Educare con fiabe e letture La lezione di Cristofaro

Il professore presenta il suo ultimo libro rivolto a studenti, insegnanti e genitori «Affronto anche tematiche attuali come bullismo, paure ed educazione al cibo»

AVEZZANO. “Perché narrare le fiabe?”. Questo l’interrogativo con cui titola il proprio libro il professor Giuseppe Cristofaro, docente di pedagogia dell’Università dell’Aquila. Cristofaro ha tenuto prima un incontro con alcuni studenti del Classico e poi ha presentato, al castello Orsini di Avezzano, il proprio saggio.

Qual è il messaggio di fondo del suo libro?

«Questo testo, oltre ad essere pensato per gli studenti, è pensato anche per genitori e insegnanti, cioè per tutti coloro che si occupano di educazione. Vengono affrontati molti problemi, come quelli riguardanti le paure, il bullismo, l’educazione al cibo e all’ambiente e le relazioni interculturali. Attraverso le fiabe si può mettere in atto un progetto di educazione e formazione, il linguaggio usato è molto semplice ed offre spunti di riflessione per tutte le età».

Nel capitolo V del suo libro lei cita il famoso e simpatico Lupo Alberto: è d’accordo nell’affermare che personaggi come questi insegnino ai bambini l’ironia?

«Credo di sì, l’antropologo Propp infatti parla di funzioni della fiaba e i due personaggi principali presenti sono sempre l’eroe e l’antagonista, spesso il cattivo è proprio il lupo, che in questo fumetto è invece il personaggio buono. Nelle fiabe non troviamo mai delle sfumature, è sempre tutto bianco o nero, buono o cattivo, giusto o sbagliato, questo perché ai bambini è più facile dare due indicazioni immediatamente contrapposte».

Nel libro afferma che “la narrazione è il paradigma originario del pensare”. È quindi con la favola che si impara a ragionare?
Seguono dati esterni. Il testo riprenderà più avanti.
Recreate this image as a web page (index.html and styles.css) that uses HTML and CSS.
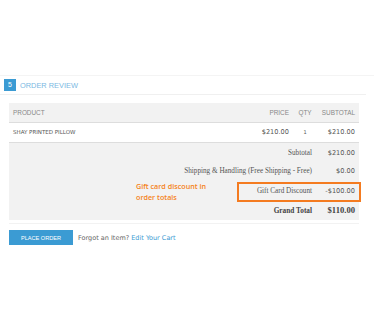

«È chiaro che questo non accade solo con la favola, ma sicuramente la lettura aiuta molto. Può essere utile anche ai più grandi, perché stimola l’attività cognitiva ed emozionale del nostro organismo, ci dà calore».

Nel suo libro si fa riferimento a Gianni Rodari, che rivisita il classico personaggio della cicala. Esempi simili possono insegnare ai più piccoli a vedere le cose da più prospettive?

«Questa favola tradizionalmente raffigura la cicala come una perdigiorno e la formica come una lavoratrice. Rodari invece la rivisita presentandoci un’altra prospettiva. La cicala, infatti, d’estate regala il bel canto, mentre la formica è laboriosa, ma lo è solo per se stessa. Inoltre nella favola originale la formica si rifiuta di condividere il cibo raccolto con la cicala, mentre in Rodari lo dona generosamente. Le due versioni andrebbero lette entrambe al bambino, per analizzarle e comprenderle insieme».

Quanto crede sia importate che le figure di riferimento, per esempio i genitori, leggano personalmente le fiabe ai bambini?

«Tantissimo, è un elemento fondamentale nel rapporto col bambino, che spesso vuole ascoltare più volte la stessa storia, per rivivere le stesse sensazioni. È sbagliato pensare che figure come il “lupo cattivo” lo spaventino, perché in realtà anche la sensazione di rischio lo appassiona. La letteratura per l’infanzia, ultimamente è legata anche a tematiche attuali, si parla infatti di famiglie con genitori dello stesso sesso, di omosessualità e di gender, quindi tematiche che combattono i pregiudizi».